Timothy is making more sounds and his favorite word is ‘carrrrrr’, and he says it whenever he sees a car or hears the word spoken. His pronunciation resembles someone from Boston clearing their throat as they say ‘car’ (with 5 extra r’s). And Timo is a very inclusive speaker, using the word to refer to everything from school buses to boats.
On our recent roadtrip, in the midst of a gentle difference of opinion about the mess in the backseat of the car, the adult conversation was occasionally interrupted by a Cindy Lou Who-like whisper ‘carrrr’ as Timothy responded to his cue word.
As mentioned a few weeks ago, Timothy loves to play with his hair, especially his bangs. This is cute, but playing this game while he’s eating is the reason that the little prince could use a bath or hosing down after pretty much every meal.
Speaking of which, bathtime has become more exciting now that Timothy has found that he can drain the water from his little bath tub by removing the rubber stopper. So now, instead of simply taking a bath, we fill the tub, he removes the stopper, we fill the tub, he remove the stopper, we don’t take a hint and fill up the tub again, etc.
(In the latest twist this morning, the tub stopper in question has now gone missing. Coincidence? We don’t think so either, and we’re trying to get the usual suspect to spill the beans.)
Timothy has started walking!
We forgot how cool it is to see a new walker wobble, steady themselves, and then try to move forward. For Timothy, it’s ten steps at a time, sometimes running, often falling, but always screaming. When he’s been sitting and then slowly rises to his feet, he looks like Godzilla getting ready to walk over a city.
Between a doctor telling us early on that he thought that Timothy might walk by 14 months, to Timothy’s early ability to pull himself up on furniture, it has felt like Timothy has been on the verge of walking for almost a year.
When both of our (now teenage) girls were little, they crawled for a few months and then just started walking and running when they were a year old. No assembly required, and I didn’t even have time to take credit for their progress.
And so we’ve been working a lot with Timothy (and have had a ton of help from the folks at the school district and his pre school), learning about how complicated walking actually is, and asking ourselves when he would walk.
A wise friend, Thom Winninger, refers to this time in the waiting room as the ‘limnal space’. It’s any time that we’re in limbo, whether between jobs or relationships or waiting for something to happen.

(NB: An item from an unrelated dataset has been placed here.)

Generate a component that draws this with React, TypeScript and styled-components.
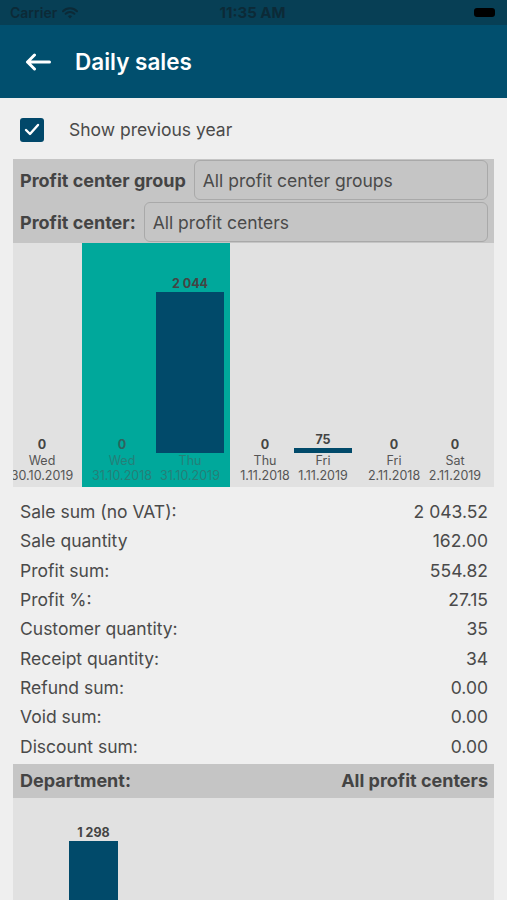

The funny thing about limnal space is that most of us really, really don’t like it. Because this time can be uncertain and messy, and most of us (myself very much included) just want things to be clear, and so we just want to get to that next phase. We want so badly to get to the next step or have more clarity that that’s all we focus on.
But even if it doesn’t feel like it, Thom says that there is something really unique and beautiful about our time in the limnal space. Because these are moments when we’re vulnerable and a little unsettled. And if we’re able to calm down and listen, and even try to appreciate it, these limnal moments offer a lot of opportunities for us, for insight and growth. We can learn a lot about ourselves – about how much we can do and endure — during these times.
And so, as if we needed another reminder, Timothy’s path to walking is yet another one, reminding us that while it’s good to aim toward our future goals, we need to also work hard to just settle down and enjoy today, and not hold our breath until that next big milestone arrives.
Because we still want to believe that we can control so much of this stuff, but Timothy shows us every day that many things will work at their own speed, whether we like that or not.
And so it’s probably a good idea for us to learn to like it.
That is, as long as we’re not spending all day refilling the little prince’s bathtub.
We would have laughed if someone had told us four years ago that in the Fall of 2013 we’d still have two kids at home, but that one of them would be a little red headed scrapper, and that Elisabeth would spend her senior year studying in India.
We feel very fortunate and blessed, and we’re going through an amazing period of learning, from both India and Edina. We’re so thankful for these experiences, and are especially grateful for our families and friends.